House of the Dragon had a Muppets Easter egg in episode 6


One of the challenges of adapting Fire & Blood is that the Game of Thrones prequel is more history book than novel, lacking much of the quirky character moments and meta fantasy jokes that are sprinkled throughout the A Song of Ice and Fire series. Thankfully, George R.R. Martin still finds ways to weave joyful surprises into the book’s detailed Targaryen history lessons.

There’s one particular tidbit from Fire & Blood that I’ve been dying to see make it to screen all season, and in House of the Dragon episode 6, it finally did. But if you weren’t already aware of this potential Easter egg and obsessively looking out for it, then you probably missed the fact that House of the Dragon just made a Muppets reference.

[Ed. note: The following contains spoilers for House of the Dragon and minor spoilers for Fire & Blood.]

During the council meeting, Ser Lyonel Strong brings up a border dispute between two riverlands houses, Blackwood and Bracken. Alicent asks why this issue isn’t being addressed by Lord Grover Tully, to which Lyonel explains that Grover’s unnamed son is unofficially ruling over the riverlands now.

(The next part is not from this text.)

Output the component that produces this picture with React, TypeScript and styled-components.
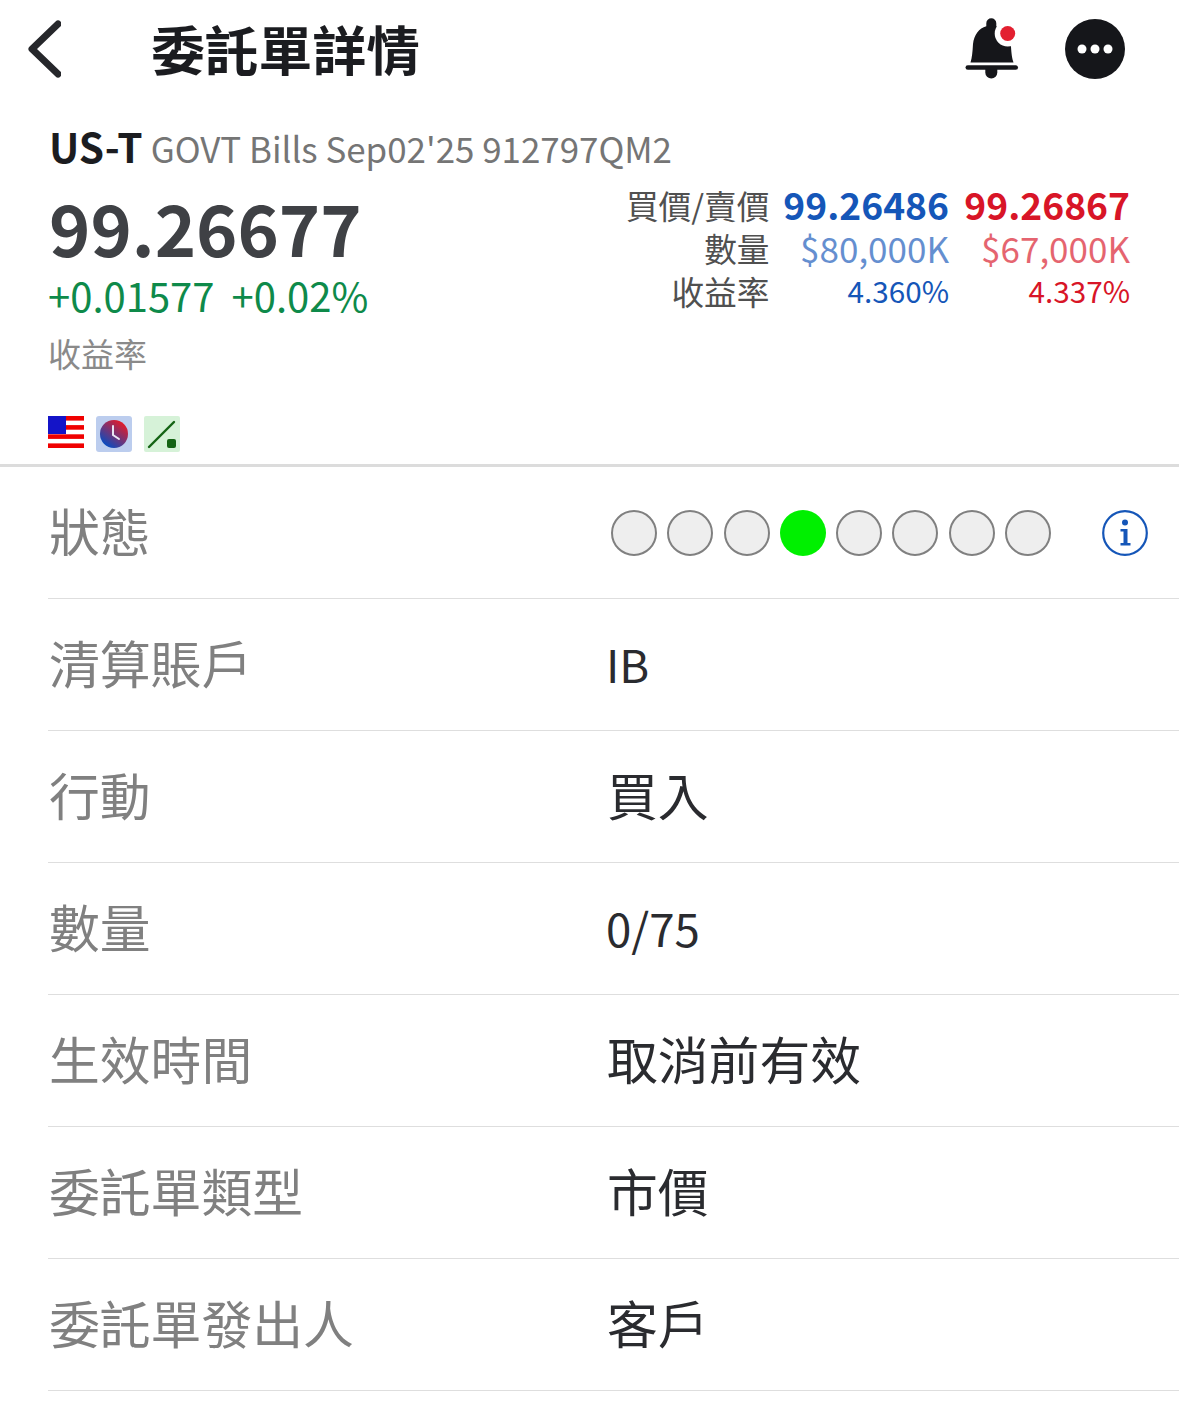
import { Fragment } from 'react';
import styled, { createGlobalStyle } from 'styled-components';

const GlobalStyle = createGlobalStyle`
  html, body {
    margin: 0;
    padding: 0;
    background: #fff;
    font-family: "Noto Sans CJK TC", "Noto Sans", sans-serif;
  }
`;

const Page = styled.div`
  width: 1179px;
  height: 1423px;
  overflow: hidden;
  background: #fff;
`;

const TopBar = styled.header`
  display: flex;
  align-items: center;
  height: 100px;
  padding-left: 27px;
`;

const BackButton = styled.svg`
  width: 34px;
  height: 58px;
  flex: none;
  margin-top: -2px;
`;

const Title = styled.h1`
  margin: -5px 0 0 90px;
  font-size: 53.800px;
  line-height: 60px;
  font-weight: 700;
  color: #1b1c20;
  flex: 1;
`;

const TopActions = styled.div`
  display: flex;
  align-items: center;
  margin: -3px 54px 0 0;
  gap: 46px;
`;

const Quote = styled.section`
  height: 367px;
  padding: 20px 49px 0 49px;
  box-sizing: border-box;
  border-bottom: 3px solid #dcdcdc;
`;

const SymbolLine = styled.div`
  display: flex;
  align-items: baseline;
  height: 56px;
  line-height: 56px;
  white-space: nowrap;
  margin-top: -2px;
`;

const Symbol = styled.span`
  font-size: 40.500px;
  font-weight: 700;
  color: #1b1c20;
`;

const Contract = styled.span`
  margin-left: 8px;
  font-size: 34.900px;
  color: #757575;
`;

const QuoteBody = styled.div`
  display: flex;
  justify-content: space-between;
  height: 242px;
`;

const LastBlock = styled.div`
  display: flex;
  flex-direction: column;
`;

const LastPrice = styled.div`
  font-size: 70.200px;
  line-height: 86px;
  font-weight: 700;
  color: #3f4145;
  margin-top: 10px;
`;

const Change = styled.div`
  display: flex;
  gap: 17px;
  font-size: 40px;
  line-height: 48px;
  color: #0e8a4a;
  margin: 1px 0 0 -1px;
`;

const Caption = styled.div`
  font-size: 33px;
  line-height: 44px;
  color: #8a8a8a;
  margin: 12px 0 0 -1px;
`;

const BidAsk = styled.div`
  display: grid;
  grid-template-columns: auto 179.500px 181px;
  grid-auto-rows: 43px;
  align-content: start;
  align-items: center;
  justify-items: end;
  margin-top: 9px;
`;

const BidLabel = styled.div`
  font-size: 32.700px;
  line-height: 43px;
  color: #505050;
`;

const BidValue = styled.div<{ $side: 'bid' | 'ask'; $kind: 'price' | 'size' | 'yield' }>`
  line-height: 43px;
  color: ${p => (p.$side === 'bid' ? '#1556b8' : '#d81527')};
  font-size: ${p => (p.$kind === 'price' ? 37.2 : p.$kind === 'size' ? 35 : 29.7)}px;
  font-weight: ${p => (p.$kind === 'price' ? 700 : 400)};
  opacity: ${p => (p.$kind === 'size' ? 0.66 : 1)};
`;

const Badges = styled.div`
  display: flex;
  gap: 12px;
  margin-left: -1px;
`;

const Badge = styled.svg`
  width: 36px;
  height: 36px;
  display: block;
`;

const Rows = styled.div`
  padding-left: 48px;
`;

const Row = styled.div`
  display: flex;
  align-items: center;
  height: 132px;
  box-sizing: border-box;
  border-bottom: 1px solid #dedede;
`;

const RowLabel = styled.div`
  width: 557px;
  flex: none;
  padding-left: 1px;
  font-size: 50.800px;
  line-height: 60px;
  color: #808080;
  margin-top: -6px;
`;

const RowValue = styled.div<{ $latin?: boolean }>`
  font-size: ${p => (p.$latin ? 45.6 : 50.8)}px;
  line-height: 60px;
  color: #2a2b2f;
  margin: ${p => (p.$latin ? -3 : -6)}px 0 0 ${p => (p.$latin ? 0 : 1)}px;
`;

const Steps = styled.div`
  display: flex;
  align-items: center;
  gap: 10.290px;
  margin-left: 5px;
`;

const Step = styled.span<{ $active?: boolean }>`
  width: 46px;
  height: 46px;
  box-sizing: border-box;
  border-radius: 50%;
  background: ${p => (p.$active ? '#00f000' : '#eeeeee')};
  border: ${p => (p.$active ? 'none' : '2px solid #808080')};
`;

const InfoIcon = styled.svg`
  width: 46px;
  height: 46px;
  margin-left: 51px;
`;

const rows = [
  { label: '清算賬戶', value: 'IB', latin: true },
  { label: '行動', value: '買入' },
  { label: '數量', value: '0/75', latin: true },
  { label: '生效時間', value: '取消前有效' },
  { label: '委託單類型', value: '市價' },
  { label: '委託單發出人', value: '客戶' },
];

const bidAsk = [
  { label: '買價/賣價', kind: 'price', bid: '99.26486', ask: '99.26867' },
  { label: '數量', kind: 'size', bid: '$80,000K', ask: '$67,000K' },
  { label: '收益率', kind: 'yield', bid: '4.360%', ask: '4.337%' },
] as const;

const BellIcon = () => (
  <svg width="54" height="64" viewBox="0 0 54 64">
    <path
      fill="#15161a"
      d="M26.300 1.200a5 5 0 0 1 5 5v3C40 12 45 20 46 30c.5 7 1 11 2.500 15.500h-43C7 41 7.500 35 8 27c1-9 6-16 13.300-17.800v-3a5 5 0 0 1 5-5z"
    />
    <circle cx="42.700" cy="16.500" r="13" fill="#fff" />
    <circle cx="42.700" cy="16.500" r="7.500" fill="#e32030" />
    <rect x="0.500" y="48.200" width="52.500" height="4.600" rx="2.300" fill="#15161a" />
    <path fill="#15161a" d="M20.300 52h12v3.500a6 6 0 0 1-12 0z" />
  </svg>
);

const MoreIcon = () => (
  <svg width="60" height="60" viewBox="0 0 60 60">
    <circle cx="30" cy="30" r="30" fill="#15161a" />
    <circle cx="17" cy="30" r="4.500" fill="#fff" />
    <circle cx="30" cy="30" r="4.500" fill="#fff" />
    <circle cx="43" cy="30" r="4.500" fill="#fff" />
  </svg>
);

const App = () => {
  return (
    <Page>
      <GlobalStyle />
      <TopBar>
        <BackButton viewBox="0 0 34 58">
          <path d="M31 4 5 29l26 25" fill="none" stroke="#26272b" strokeWidth="7" strokeLinecap="round" strokeLinejoin="round" />
        </BackButton>
        <Title>委託單詳情</Title>
        <TopActions>
          <BellIcon />
          <MoreIcon />
        </TopActions>
      </TopBar>

      <Quote>
        <SymbolLine>
          <Symbol>US-T</Symbol>
          <Contract>GOVT Bills Sep02'25 912797QM2</Contract>
        </SymbolLine>
        <QuoteBody>
          <LastBlock>
            <LastPrice>99.26677</LastPrice>
            <Change>
              <span>+0.01577</span>
              <span>+0.02%</span>
            </Change>
            <Caption>收益率</Caption>
          </LastBlock>
          <BidAsk>
            {bidAsk.map(line => (
              <Fragment key={line.label}>
                <BidLabel>{line.label}</BidLabel>
                <BidValue $side="bid" $kind={line.kind}>{line.bid}</BidValue>
                <BidValue $side="ask" $kind={line.kind}>{line.ask}</BidValue>
              </Fragment>
            ))}
          </BidAsk>
        </QuoteBody>
        <Badges>
          <Badge viewBox="0 0 36 36">
            <rect y="0" width="36" height="32" rx="1" fill="#fff" />
            <rect y="0" width="36" height="4.600" fill="#f00000" />
            <rect y="9.100" width="36" height="4.600" fill="#f00000" />
            <rect y="18.300" width="36" height="4.600" fill="#f00000" />
            <rect y="27.400" width="36" height="4.600" fill="#f00000" />
            <rect width="18" height="18" fill="#1414c8" />
          </Badge>
          <Badge viewBox="0 0 36 36">
            <defs>
              <linearGradient id="clockFill" x1="0.800" y1="0.100" x2="0.200" y2="0.900">
                <stop offset="0" stopColor="#e01c2c" />
                <stop offset="1" stopColor="#0a4cc0" />
              </linearGradient>
            </defs>
            <rect width="36" height="36" rx="3" fill="#bccdee" />
            <circle cx="18" cy="18" r="14" fill="url(#clockFill)" />
            <path d="M17 10v9l6 4" fill="none" stroke="#e8e8f4" strokeWidth="2" strokeLinecap="round" />
          </Badge>
          <Badge viewBox="0 0 36 36">
            <rect width="36" height="36" rx="2" fill="#d6f2d8" />
            <path d="M5 31 30 6" stroke="#146414" strokeWidth="2.400" strokeLinecap="round" />
            <rect x="23" y="23" width="9" height="9" rx="2" fill="#146414" />
          </Badge>
        </Badges>
      </Quote>

      <Rows>
        <Row>
          <RowLabel>狀態</RowLabel>
          <Steps>
            {[0, 1, 2, 3, 4, 5, 6, 7].map(i => (
              <Step key={i} $active={i === 3} />
            ))}
          </Steps>
          <InfoIcon viewBox="0 0 46 46">
            <circle cx="23" cy="23" r="21.800" fill="none" stroke="#1556b8" strokeWidth="2.200" />
            <circle cx="23" cy="12.500" r="3" fill="#1556b8" />
            <path d="M18.500 19h7v14h3v2.500h-10V33h3V21.500h-3z" fill="#1556b8" />
          </InfoIcon>
        </Row>
        {rows.map(row => (
          <Row key={row.label}>
            <RowLabel>{row.label}</RowLabel>
            <RowValue $latin={row.latin}>{row.value}</RowValue>
          </Row>
        ))}
      </Rows>
    </Page>
  );
};

export default App;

The council quickly moves on to other matters, but my mind remained stuck on this small back-and-forth because the moment I had been waiting for had at long last come: the mention of Lord Grover.

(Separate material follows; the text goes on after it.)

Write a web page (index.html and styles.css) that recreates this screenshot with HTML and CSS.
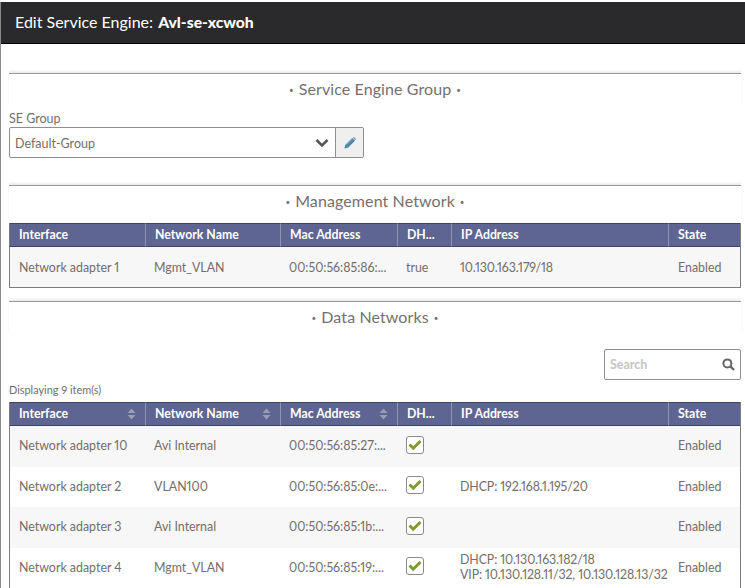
FILE: index.html
```html
<!DOCTYPE html>
<html lang="en">
<head>
    <meta charset="UTF-8">
    <title>Edit Service Engine</title>
    <link rel="stylesheet" href="styles.css">
</head>
<body>
<div class="modal">
    <div class="modal-head">Edit Service Engine: <b>Avl-se-xcwoh</b></div>

    <div class="modal-body">
        <div class="section-title first"><span class="dot">&bull;</span>Service Engine Group<span class="dot">&bull;</span></div>
        <label class="field-label">SE Group</label>
        <div class="select-row">
            <div class="select-box">
                <span>Default-Group</span>
                <svg class="chevron" width="14" height="10" viewBox="0 0 14 10"><path d="M1.5 2 7 7.5 12.5 2" fill="none" stroke="#5a5350" stroke-width="2.6"/></svg>
            </div>
            <div class="edit-btn">
                <svg width="12" height="12" viewBox="0 0 12 12"><path d="M0.5 11.5 1.2 8 8.2 1 11 3.8 4 10.8Z" fill="#4c86ad"/><path d="M9.4 0.4 11.6 2.6" stroke="#8a8f96" stroke-width="1.4"/><path d="M2.6 7.6 8.6 1.8" stroke="#8fb6d0" stroke-width="0.8"/></svg>
            </div>
        </div>

        <div class="section-title second"><span class="dot">&bull;</span>Management Network<span class="dot">&bull;</span></div>
        <table class="grid">
            <thead>
                <tr>
                    <th class="col-iface">Interface</th>
                    <th class="col-net">Network Name</th>
                    <th class="col-mac">Mac Address</th>
                    <th class="col-dh">DH...</th>
                    <th class="col-ip">IP Address</th>
                    <th class="col-state">State</th>
                </tr>
            </thead>
            <tbody>
                <tr class="odd single">
                    <td>Network adapter 1</td>
                    <td>Mgmt_VLAN</td>
                    <td>00:50:56:85:86:...</td>
                    <td>true</td>
                    <td class="ip-cell">10.130.163.179/18</td>
                    <td>Enabled</td>
                </tr>
            </tbody>
        </table>

        <div class="section-title third"><span class="dot">&bull;</span>Data Networks<span class="dot">&bull;</span></div>
        <div class="search-row">
            <div class="search-box">
                <span>Search</span>
                <svg width="13" height="13" viewBox="0 0 13 13"><circle cx="5.4" cy="5.4" r="4" fill="none" stroke="#666" stroke-width="2"/><path d="M8.4 8.4 12 12" stroke="#666" stroke-width="2.4"/></svg>
            </div>
        </div>
        <div class="count">Displaying 9 item(s)</div>
        <table class="grid open">
            <thead>
                <tr>
                    <th class="col-iface sortable">Interface<svg class="sort" width="9" height="12" viewBox="0 0 9 12"><path d="M4.5 0.5 8.5 5H0.5Z M4.5 11.5 8.5 7H0.5Z" fill="#9a9db5"/></svg></th>
                    <th class="col-net sortable">Network Name<svg class="sort" width="9" height="12" viewBox="0 0 9 12"><path d="M4.5 0.5 8.5 5H0.5Z M4.5 11.5 8.5 7H0.5Z" fill="#9a9db5"/></svg></th>
                    <th class="col-mac sortable">Mac Address<svg class="sort" width="9" height="12" viewBox="0 0 9 12"><path d="M4.5 0.5 8.5 5H0.5Z M4.5 11.5 8.5 7H0.5Z" fill="#9a9db5"/></svg></th>
                    <th class="col-dh">DH...</th>
                    <th class="col-ip">IP Address</th>
                    <th class="col-state">State</th>
                </tr>
            </thead>
            <tbody>
                <tr class="odd">
                    <td>Network adapter 10</td>
                    <td>Avi Internal</td>
                    <td>00:50:56:85:27:...</td>
                    <td><span class="check"><svg width="14" height="12" viewBox="0 0 14 12"><path d="M1.5 5.5 5.2 9.2 12.5 2" fill="none" stroke="#7f9a2e" stroke-width="3"/></svg></span></td>
                    <td class="ip-cell"></td>
                    <td>Enabled</td>
                </tr>
                <tr>
                    <td>Network adapter 2</td>
                    <td>VLAN100</td>
                    <td>00:50:56:85:0e:...</td>
                    <td><span class="check"><svg width="14" height="12" viewBox="0 0 14 12"><path d="M1.5 5.5 5.2 9.2 12.5 2" fill="none" stroke="#7f9a2e" stroke-width="3"/></svg></span></td>
                    <td class="ip-cell">DHCP: 192.168.1.195/20</td>
                    <td>Enabled</td>
                </tr>
                <tr class="odd">
                    <td>Network adapter 3</td>
                    <td>Avi Internal</td>
                    <td>00:50:56:85:1b:...</td>
                    <td><span class="check"><svg width="14" height="12" viewBox="0 0 14 12"><path d="M1.5 5.5 5.2 9.2 12.5 2" fill="none" stroke="#7f9a2e" stroke-width="3"/></svg></span></td>
                    <td class="ip-cell"></td>
                    <td>Enabled</td>
                </tr>
                <tr>
                    <td>Network adapter 4</td>
                    <td>Mgmt_VLAN</td>
                    <td>00:50:56:85:19:...</td>
                    <td><span class="check"><svg width="14" height="12" viewBox="0 0 14 12"><path d="M1.5 5.5 5.2 9.2 12.5 2" fill="none" stroke="#7f9a2e" stroke-width="3"/></svg></span></td>
                    <td class="ip-cell">DHCP: 10.130.163.182/18<br>VIP: 10.130.128.11/32, 10.130.128.13/32</td>
                    <td>Enabled</td>
                </tr>
            </tbody>
        </table>
    </div>
</div>
</body>
</html>
```

FILE: styles.css
```css
html, body {
    margin: 0;
    padding: 0;
    height: 588px;
    overflow: hidden;
    background-color: #fff;
}

body {
    font-family: Lato, "Open Sans", sans-serif;
    font-size: 12px;
    color: #736d6b;
    font-variant-numeric: proportional-nums;
}

.modal {
    height: 586px;
    margin-top: 2px;
    border-left: 1px solid #8a8a8a;
    overflow: hidden;
}

.modal-head {
    height: 41px;
    line-height: 40px;
    padding-left: 14px;
    background-color: #2a2a2d;
    border-bottom: 1px solid #000;
    color: #fff;
    font-size: 16px;
}

.modal-head b {
    margin-left: 1px;
    font-size: 15.7px;
    font-weight: 900;
}

.modal-body {
    padding: 0 4px 0 8px;
}

.section-title {
    height: 32px;
    line-height: 29px;
    border-top: 1px solid #999;
    box-shadow: 0 -2px 2px rgba(0, 0, 0, 0.08);
    text-align: center;
    font-size: 16px;
    letter-spacing: 0.1px;
    color: #75706e;
}

.dot {
    margin: 0 5px;
    font-size: 8px;
    vertical-align: middle;
}

.section-title.first {
    height: 31px;
    margin-top: 29px;
}

.section-title.second {
    margin-top: 27px;
    margin-bottom: 5px;
}

.section-title.third {
    margin-top: 13px;
}

.field-label {
    display: block;
    margin-top: 5px;
    height: 17px;
    line-height: 17px;
    font-size: 12.5px;
}

.select-row {
    display: flex;
    width: 355px;
    height: 31px;
    box-sizing: border-box;
    border: 1px solid #8f8f8f;
    border-radius: 2px;
}

.select-box {
    flex: 1;
    display: flex;
    align-items: center;
    justify-content: space-between;
    padding: 1px 6px 0 5px;
    font-size: 12.5px;
}

.edit-btn {
    width: 27px;
    display: flex;
    align-items: center;
    justify-content: center;
    background-color: #efefef;
    border-left: 1px solid #8f8f8f;
}

.grid {
    width: 732px;
    table-layout: fixed;
    border-collapse: separate;
    border-spacing: 0;
    border-left: 1px solid #7d7d7d;
    border-right: 1px solid #7d7d7d;
    border-bottom: 1px solid #7d7d7d;
}

.grid.open {
    border-bottom: none;
}

.grid th {
    position: relative;
    height: 24px;
    padding: 0 0 2px 9px;
    box-sizing: border-box;
    background-color: #5e6592;
    border-top: 1px solid #3d4268;
    border-bottom: 1px solid #3d4268;
    border-right: 1px solid #9094b3;
    color: #fff;
    font-size: 12.3px;
    font-weight: 700;
    text-align: left;
}

.grid th:last-child {
    border-right: none;
}

.col-iface { width: 136px; }
.col-net { width: 135px; }
.col-mac { width: 117px; }
.col-dh { width: 54px; }
.col-ip { width: 217px; }

.sort {
    position: absolute;
    right: 9px;
    top: 5px;
}

.grid td {
    height: 40.5px;
    padding: 0 0 1px 8px;
    box-sizing: border-box;
    font-size: 12.4px;
    line-height: 15px;
    white-space: nowrap;
    overflow: visible;
}

.grid td:first-child {
    padding-left: 9px;
}

.grid td:last-child {
    padding-left: 9px;
}

.grid td.ip-cell {
    letter-spacing: -0.1px;
}

.grid tr.odd td {
    background-color: #f7f7f7;
}

.grid tr.single td {
    height: 40px;
    padding-bottom: 0;
}

.search-row {
    display: flex;
    justify-content: flex-end;
    margin-top: 15px;
}

.search-box {
    width: 137px;
    height: 31px;
    box-sizing: border-box;
    display: flex;
    align-items: center;
    justify-content: space-between;
    padding: 0 5px 0 5px;
    border: 1px solid #8f8f8f;
    border-radius: 2px;
    color: #c4c4c4;
    font-size: 12.5px;
    font-weight: 700;
}

.count {
    height: 22px;
    line-height: 20px;
    font-size: 10.9px;
}

.check {
    display: inline-flex;
    align-items: center;
    justify-content: center;
    width: 18px;
    height: 18px;
    margin-bottom: 2px;
    box-sizing: border-box;
    border: 1px solid #8a8a8a;
    border-radius: 3px;
    background-color: #fff;
    vertical-align: middle;
}
```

The name Grover on its own is not unique enough to count as a Muppets reference, of course. In fact, the name Grover Tully feels rather in line with other Westeros names like Aegon, Larys, or Viserys. (If anything, it’s characters named Jason that immediately stand out.) But while we’ve only gotten a Grover reference so far, this is just the first step towards introducing an entire Sesame Street-themed family tree.

Grover stars and at Elmo during a song in Sesame Street in front of a sunset background.

Image: PBS/Sesame Workshop

In Fire & Blood, Martin writes as the book’s authorial maester that Ser Grover Tully has a grandchild, Ser Elmo Tully. Ser Elmo then has two children of his own, Kermit and Oscar. Now, to get ahead of any disbelief you may be feeling here, I want to assure you that this is in no way a joke. George R.R. Martin really named three entire generations of Tullys after The Muppets and it’s inarguably hilarious.

The best part? The gag doesn’t even stop there. Martin leans further into the extended Sesame Street reference in Fire & Blood when describing how “green” Kermit is as a soldier and Oscar’s “prickly” personality.

Then as now, the riverlords were a fractious, quarrelsome lot. Kermit Tully, Lord of Riverrun, was their liege lord, and nominally commander of their host…but it must be remembered that his lordship was but nineteen years of age, and ‘green as summer grass,’ as the northmen might say. His brother Oscar, who had slain three men during the Muddy Mess and been knighted on the battlefield afterward, was still greener, and cursed with the sort of prickly pride so common in second sons.

In the books, Kermit and Oscar make up two-thirds of “The Lads,” a trio of young Riverlands leaders who also have an objectively hilarious name. We all know war is coming to Westeros in the show, and in Fire & Blood, Grover, Elmo, and The Lads all get pulled into the Dance of Dragons to some degree.

So while the mention of Ser Grover Tully is a pristine Muppets Easter egg, it’s also possible that the reference is sowing the seeds for the eventual on-screen introduction of the entire Muppet Tully family. Given the fact that Grover’s two sons in the book went unnamed, this also means there’s a great opportunity for House of Dragon to take Fire & Blood’s best joke and make it their own. If the HBO series decides, for whatever reason, to introduce Grover’s mysterious unnamed sires, maybe the writers will gift the world with Statler and Waldorf Tully, Gonzo and Rizzo Tully, or — if we’re really lucky — Dr. Teeth and Janice Tully.